On March 13, 2014, President Obama issued a memorandum to the Secretary of Labor directing him to modernize and streamline the existing overtime regulations for executive, administrative, and professional employees. “Regulations regarding exemptions from the Act’s overtime requirement, particularly for executive, administrative, and professional employees (often referred to as “white collar” exemptions) have not kept up with our modern economy. Because these regulations are outdated, millions of Americans lack the protections of overtime and even the right to the minimum wage. Therefore, I hereby direct you to propose revisions to modernize and streamline the existing overtime regulations. In doing so, you shall consider how the regulations could be revised to update existing protections consistent with the intent of the Act; address the changing nature of the workplace; and simplify the regulations to make them easier for both workers and businesses to understand and apply.” (See the April 2014 Federal Contracts Perspective article “Labor Directed to Propose Changes to Overtime Regulations.”)

In response to the president’s direction, the DOL issued a 161-page rule that amended Title 29 of the Code of Federal Regulations (CFR), Part 541 (29 CFR part 541), Defining and Delimiting the Exemptions for Executive, Administrative, Professional, Computer and Outside Sales Employees, to increase the salary level for exemption from $455 a week to $913 a week ($47,476 annually), and to establish an automatic updating mechanism that adjusts the minimum salary level every three years – the first automatic increase is scheduled for January 1, 2020. The rule was to go into effect December 1, 2016, and the increase in the exemption level was estimated to make 4.2 million white collar employees eligible for overtime pay.

In September, 22 states filed an “emergency motion for preliminary injunction” with the District Court for the Eastern District of Texas seeking to prevent the DOL from implementing and enforcing the overtime rule (State of Nevada, et al v. United States Department of Labor, et al, Civil Action No. 4:16-CV-00731). The states argued that “the FLSA’s overtime requirements violate the Constitution by regulating the states and coercing them to adopt wage policy choices that adversely affect the states’ priorities, budgets, and services...as one example, the state of Kansas must evaluate whether its agencies should increase the salaries of their employees to the new minimum salary level or allow these employees to become non-exempt and eligible for overtime...as a result, agencies with budget constraints, such as [those] in Kansas, have relatively few options to comply with the final rule – all of which have a detrimental effect on government services that benefit the public.”

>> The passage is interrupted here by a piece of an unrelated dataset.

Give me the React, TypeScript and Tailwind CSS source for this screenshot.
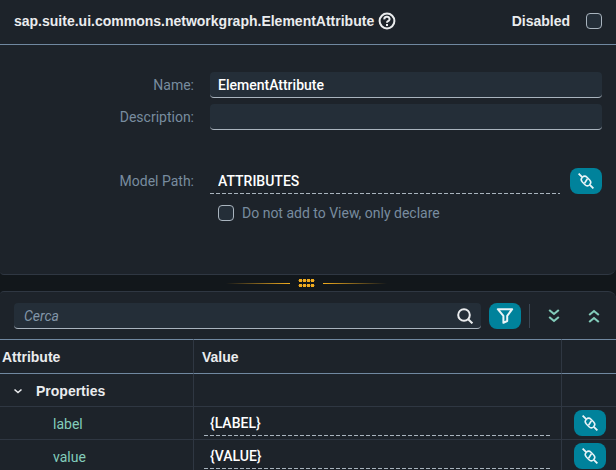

On November 22, Judge Amos Mazzant issued the preliminary injunction on a nationwide basis prohibiting the implementation and enforcement of the DOL rule. In making his ruling, Judge Mazzant found that paragraph (a)(1) of Title 29 of the U.S. Code, Section 213, Exemptions [to the FLSA] (29 USC 213), exempts “any employee employed in a bona fide executive, administrative, or professional capacity (including any employee employed in the capacity of academic administrative personnel or teacher in elementary or secondary schools), or in the capacity of outside salesman…” He concluded that “nothing in the exemption indicates that Congress intended the department [DOL] to define and delimit with respect to a minimum salary level...The final rule states that ‘white collar employees subject to a salary level test earning less than $913 per week will not qualify for the [executive, administrative, and professional] exemption, and therefore will be eligible for overtime, irrespective of their job duties and responsibilities.’ With the final rule, the department exceeds its delegated authority and ignores Congress’s intent by raising the minimum salary level such that it supplants the duties test [that is, whether or not an employee performs executive, administrative, or professional duties]. Consequently, the final rule...is unlawful. The department’s role is to carry out Congress’s intent. If Congress intended the salary requirement to supplant the duties test, then Congress, and not the department, should make that change.”

DOL issued a statement that it “strongly disagrees with the decision by the court,” and has filed a notice to appeal the preliminary injunction to the U.S. Circuit Court of Appeals for the Fifth Circuit. However, with the new Donald Trump administration taking office on January 20, 2017, the DOL could drop the appeal. In an August interview with Circa (http://circa.com), president-elect Donald Trump said, “Rolling back the overtime regulation is just one example of the many regulations that need to be addressed to do that. We would love to see a delay or a carve-out of sorts for our small business owners.”

For more background on the DOL overtime rule, see the August 2015 Federal Contracts Perspective article “Labor Proposes Revising Overtime Pay Rules.”



FAC 2005-92 Requires Greenhouse Gas Emissions Reporting

Federal Acquisition Circular (FAC) 2005-92 contains two final rules that amend the Federal Acquisition Regulation (FAR), the most important being the establishment of a representation for offerors to indicate if and where they publicly disclose greenhouse gas emissions and greenhouse gas reduction goals or targets. The other rule deletes the terms “telegram,” “telegraph,” and related terminology to obsolete technologies that are no longer in use, and replaces these terms with references to electronic communications.



Two More Proposed FAR Changes

The FAR Council published two proposed FAR rule changes during November, one that would encourage exchanges with industry, the other to clarify the guidance for sole-source 8(a) contract awards exceeding $22,000,000.



DOD Issues Three Final Rules in November

The Department of Defense (DOD) continued cleaning its regulatory house in anticipation of the new administration in January. It issued one final rule, finalized one interim rule, and finalized one proposed rule. In addition, DOD issued two proposed rule and one class deviation.